Tim Ingold, in The Perception of the Environment, evokes the relationship of care and prudence hunter-gatherers maintain with the environment. It is a system of knowledge that is transmitted from one generation to the next and put into practice by novice learners, who then adapt the rules and principles based on their own perceptual awareness. “Knowledge of the world is gained by moving about in it, exploring it, attending to it, ever alert to the signs by which it is revealed. Learning to see, then, is a matter […] of acquiring the skills for direct perceptual engagement with its constituents, human and non-human, animate and inanimate” (55). Unfortunately, this kind of local ecological knowledge has been widely regarded as knowledge of an inferior kind in much of the Western world (Ingold 2002).

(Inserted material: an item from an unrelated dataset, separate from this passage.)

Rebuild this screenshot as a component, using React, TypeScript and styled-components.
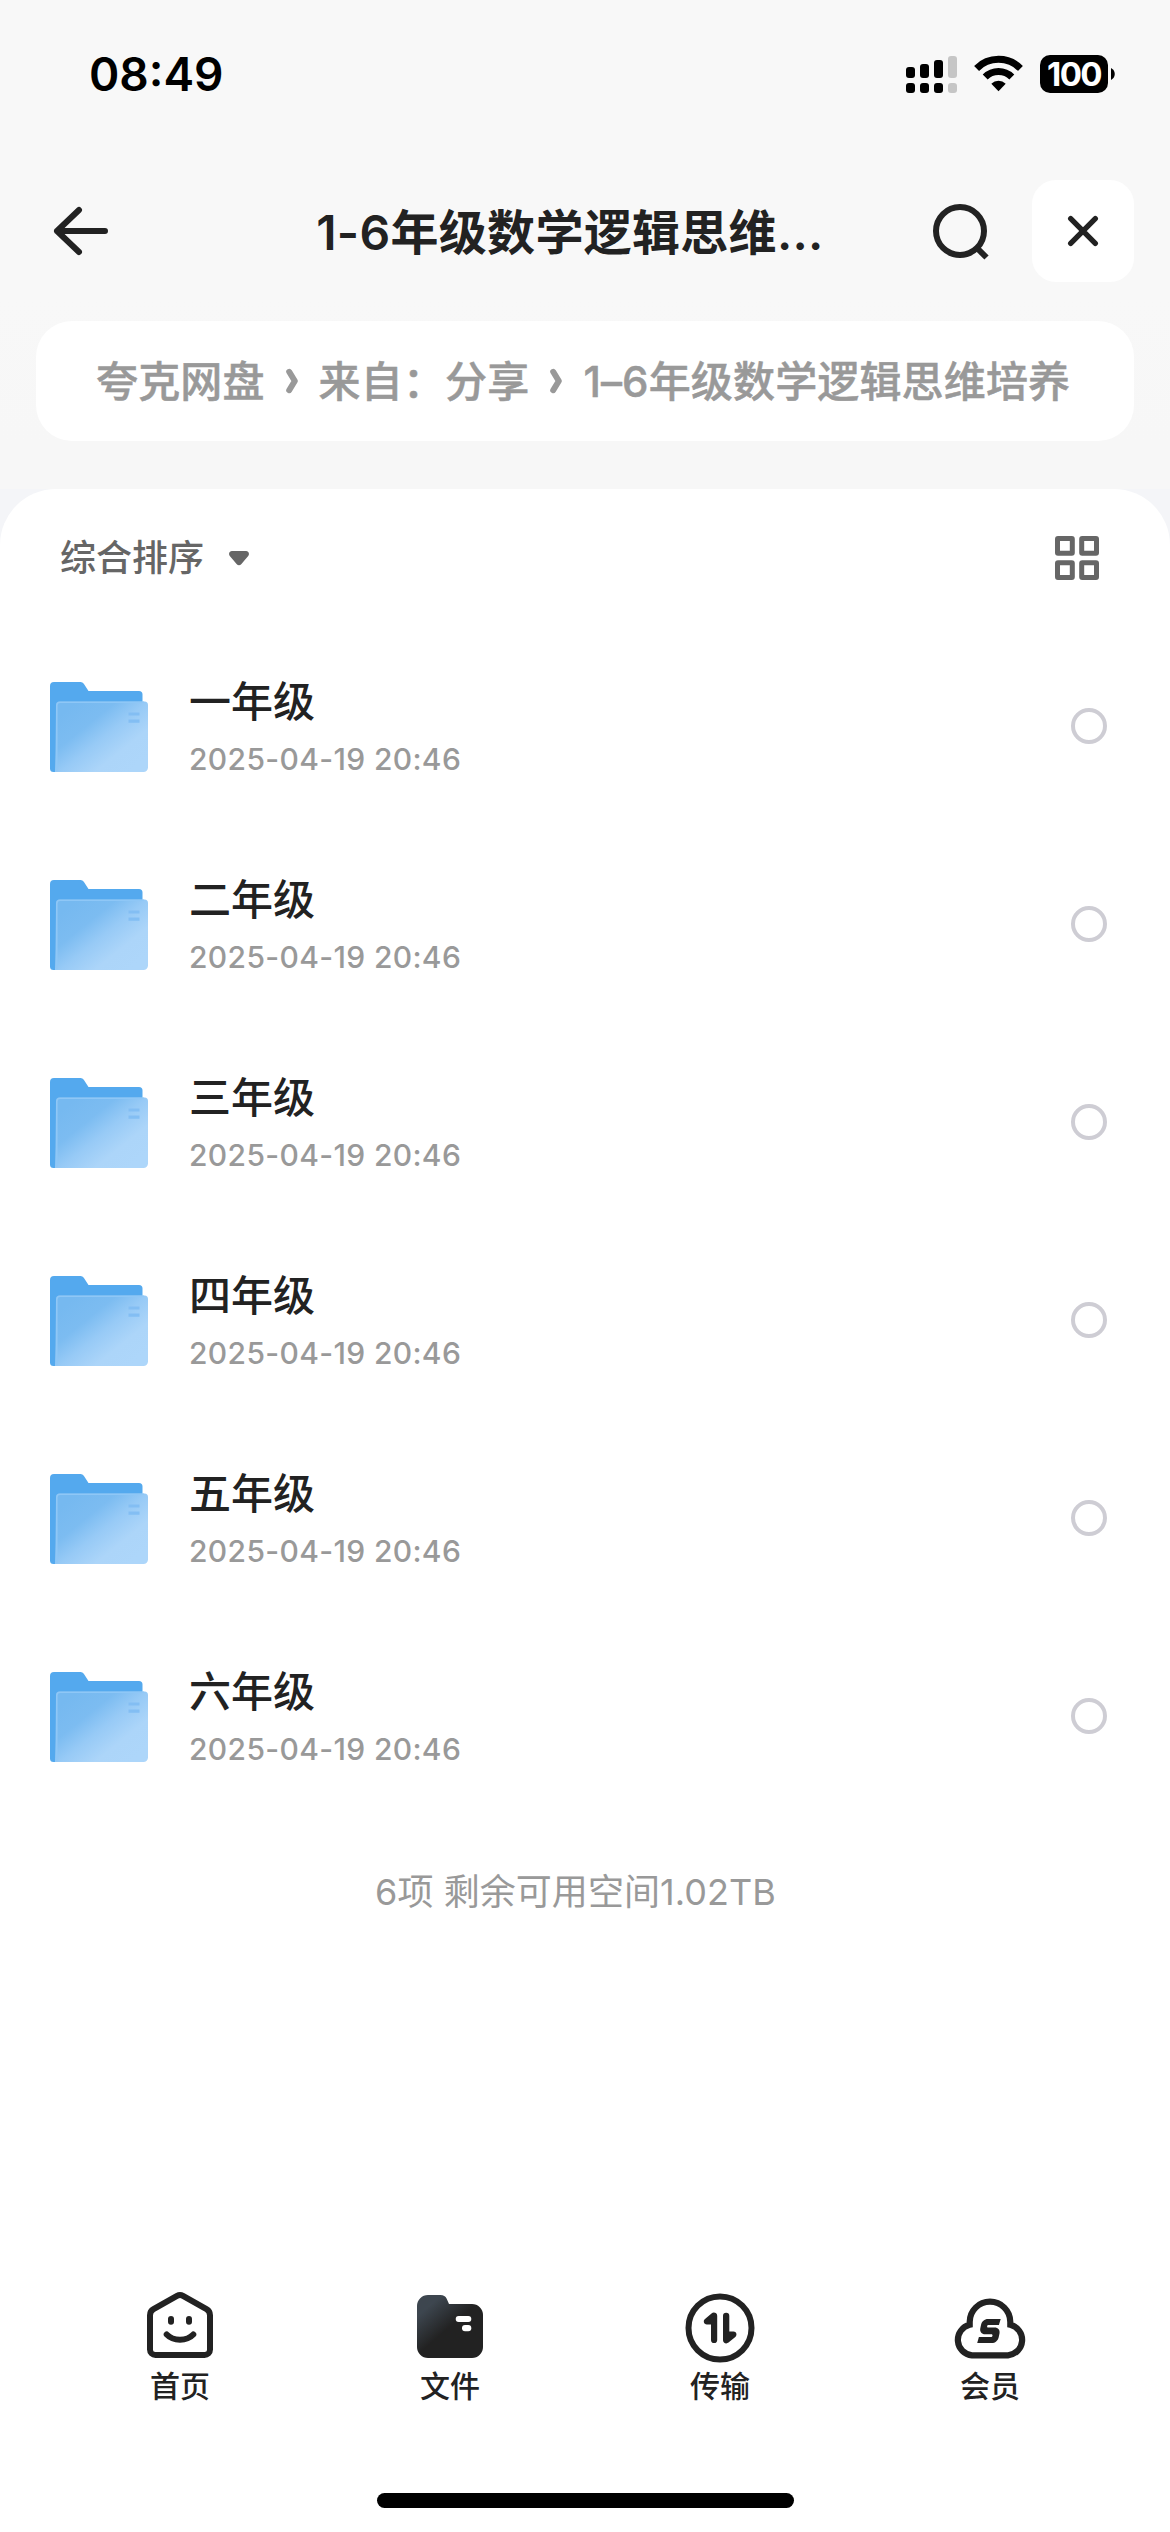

While I do not wish to compare my short foraging experience to those of hunter-gatherers who spend a lifetime experimenting with complex knowledge systems, I appreciate Ingold’s idea on relating to the environment, not as a backdrop for human activity, but as one world filled with living beings co-fabricating each other. This relationship is dedicated to looking after the environment and its constituents. And, as I became aware quite heuristically during the foraging workshop, it is by developing new skills and sensitivities for engaging with the manifold beings in the environment “that the world comes to be known by its inhabitants” (10). To become familiar with these beings makes me alert to their clues, revealing new knowledge and helping me learn how to better conserve them.


This way of living among plants challenges Western conservation models that seek to separate people from nature, and make compatible conservation with human participation. This shifts the focus from desiring to control the environment to answering our environment’s needs. Perhaps we could all learn from urban foragers how to maintain a dialogue with local flora.